On the other hand, the above approach can be suboptimal if your machines have mismatched capabilities - if you split the job into equal halves, but one machine is faster than the other, it will quickly complete its half and sit idle until the slower machine eventually finishes its half; in this case, it would be better if the render is load balanced, so both machines can work at their full capacity, and finish at roughly the same time. To accomplish this, you can submit one job per frame:

$ buildcat houdini-render-hip projectfoo/scene24/take13.hip --frames 1 --rop /out/mantra1
$ buildcat houdini-render-hip projectfoo/scene24/take13.hip --frames 2 --rop /out/mantra1
$ buildcat houdini-render-hip projectfoo/scene24/take13.hip --frames 3 --rop /out/mantra1

...

$ buildcat houdini-render-hip projectfoo/scene24/take13.hip --frames 100 --rop /out/mantra1

Because this approach creates many small jobs, there is more overhead from hython processes starting and stopping, but both machines can complete as many jobs as their resources allow.

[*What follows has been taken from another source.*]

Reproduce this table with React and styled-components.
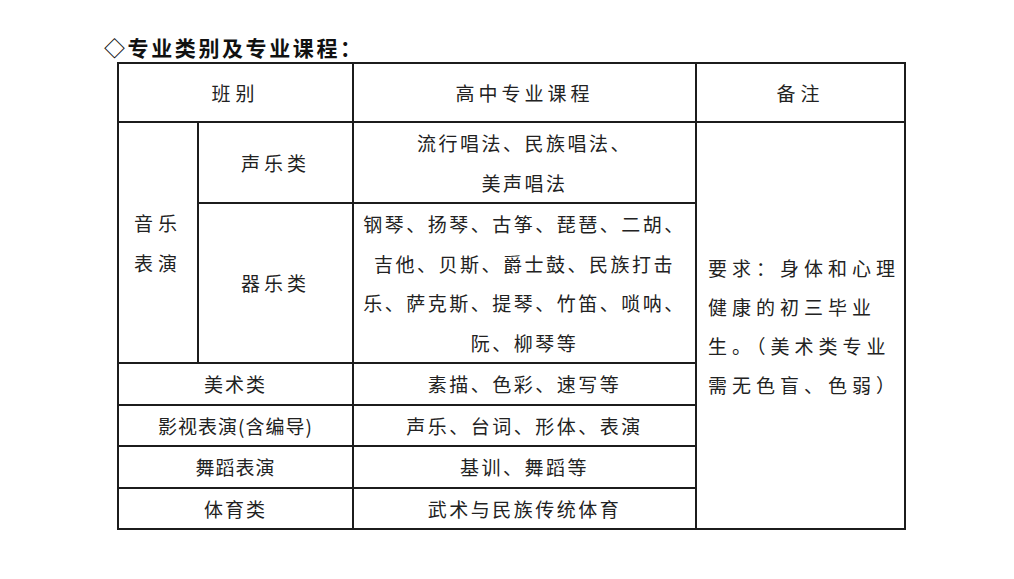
import React from 'react';
import styled, { createGlobalStyle } from 'styled-components';

const GlobalStyle = createGlobalStyle`
html, body {
  margin:0;
  padding:0;
  background:#fff;
}
body {
  font-family:"Noto Sans CJK SC", "Noto Sans CJK TC", sans-serif;
  color:#222;
}
`;

const Page = styled.div`
padding:34px 0 0 104px;
`;

const Title = styled.h2`
margin:0 0 2px 0;
font-size:21px;
font-weight:700;
line-height:26px;
letter-spacing:2.6px;
color:#111;
`;

const Table = styled.table`
margin-left:13px;
width:787px;
table-layout:fixed;
border-collapse:collapse;
`;

const Row = styled.tr`
height:${p => p.h}px;
`;

const Cell = styled.td`
border:2px solid #1c1c1c;
padding:0;
text-align:${p => (p.left ? 'left' : 'center')};
vertical-align:middle;
font-size:19px;
line-height:${p => p.lh || 39.5}px;
letter-spacing:${p => p.ls || 2.5}px;
font-weight:400;
`;

const Note = styled.div`
padding-left:11px;
letter-spacing:5px;
line-height:39px;
font-size:19px;
`;

const Line = styled.div`
white-space:nowrap;
`;

const lines = arr => arr.map(t => <Line key={t}>{t}</Line>);

const App = () => {
  return <Page>
    <GlobalStyle/>
    <Title>◇专业类别及专业课程：</Title>
    <Table>
      <colgroup>
        <col style={{width:80}}/>
        <col style={{width:155}}/>
        <col style={{width:343}}/>
        <col style={{width:209}}/>
      </colgroup>
      <tbody>
        <Row h={59}>
          <Cell colSpan={2} ls={5}>班别</Cell>
          <Cell ls={4}>高中专业课程</Cell>
          <Cell ls={5}>备注</Cell>
        </Row>
        <Row h={81}>
          <Cell rowSpan={2} ls={5}>{lines(['音乐', '表演'])}</Cell>
          <Cell ls={4}>声乐类</Cell>
          <Cell>{lines(['流行唱法、民族唱法、', '美声唱法'])}</Cell>
          <Cell rowSpan={6} left>
            <Note>
              {lines(['要求：身体和心理', '健康的初三毕业', '生。（美术类专业', '需无色盲、色弱）'])}
            </Note>
          </Cell>
        </Row>
        <Row h={158}>
          <Cell ls={4}>器乐类</Cell>
          <Cell>{lines([
            '钢琴、扬琴、古筝、琵琶、二胡、',
            '吉他、贝斯、爵士鼓、民族打击',
            '乐、萨克斯、提琴、竹笛、唢呐、',
            '阮、柳琴等'
          ])}</Cell>
        </Row>
        <Row h={40}>
          <Cell colSpan={2} ls={2}>美术类</Cell>
          <Cell>素描、色彩、速写等</Cell>
        </Row>
        <Row h={41}>
          <Cell colSpan={2} ls={1}>影视表演(含编导)</Cell>
          <Cell>声乐、台词、形体、表演</Cell>
        </Row>
        <Row h={41}>
          <Cell colSpan={2} ls={1}>舞蹈表演</Cell>
          <Cell>基训、舞蹈等</Cell>
        </Row>
        <Row h={39}>
          <Cell colSpan={2} ls={2}>体育类</Cell>
          <Cell>武术与民族传统体育</Cell>
        </Row>
      </tbody>
    </Table>
  </Page>
}

export default App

The downside to either approach is that every worker that’s rendering a .hip file consumes a full Houdini license while it runs. Depending on how many workers you have, you may be prevented from using Houdini during rendering, or you may run out of licenses altogether, and overcoming this requires a more complicated approach:

First, create a Mantra ROP in your .hip file that writes .ifd files to disk, instead of rendering. As always, make sure the .ifd files and temp storage directories are located within $BUILDCAT_ROOT.

Second, start a job that renders the .ifd-generating ROP in your scene:

$ buildcat houdini-render-hip projectfoo/scene24/take13.hip --frames 1-100 --rop /out/generate_ifds

Finally, submit jobs to render each of the .ifd files:

$ buildcat houdini-render-ifd projectfoo/scene24/ifds/take13-0001.ifd
$ buildcat houdini-render-ifd projectfoo/scene24/ifds/take13-0002.ifd
$ buildcat houdini-render-ifd projectfoo/scene24/ifds/take13-0003.ifd

...

$ buildcat houdini-render-ifd projectfoo/scene24/ifds/take13-0100.ifd

Now, a Houdini license is only consumed while the .ifd files are generated by the first job. The remaining jobs render a single .ifd file apiece and each consume a single mantra license while rendering, allowing you to render with as many workers as you have render licenses, and continue using Houdini while they work.

Scripted Integration

Instead of using the command line, you might want Houdini to automatically submit Buildcat jobs for you. For example, if you have a ROP that generates .ifd files as described above, it’s useful to have the ROP submit a job for each .ifd file as soon as it’s written to disk, so rendering can begin immediately, instead of idling workers while .ifd generation completes. To do so, add a Python Post-Frame Script to your .ifd-generating ROP, with contents along the lines of the following:

import os

import hou
import redis
import rq

filename = os.path.relpath(hou.ch("soho_diskfile"), hou.getenv("HIP"))

queue = rq.Queue(connection=redis.Redis())
queue.enqueue("buildcat.hou.render_ifd", filename)

Now when you generate the .ifd files, render jobs will be automatically created. Note that this script assumes that you use the $HIP environment variable to anchor the .ifd and temporary storage paths, and that $HIP refers to the same location as BUILDCAT_ROOT. It also assumes that you’ve configured Houdini to load the redis and rq Python modules from an external location (these modules are not provided by Houdini).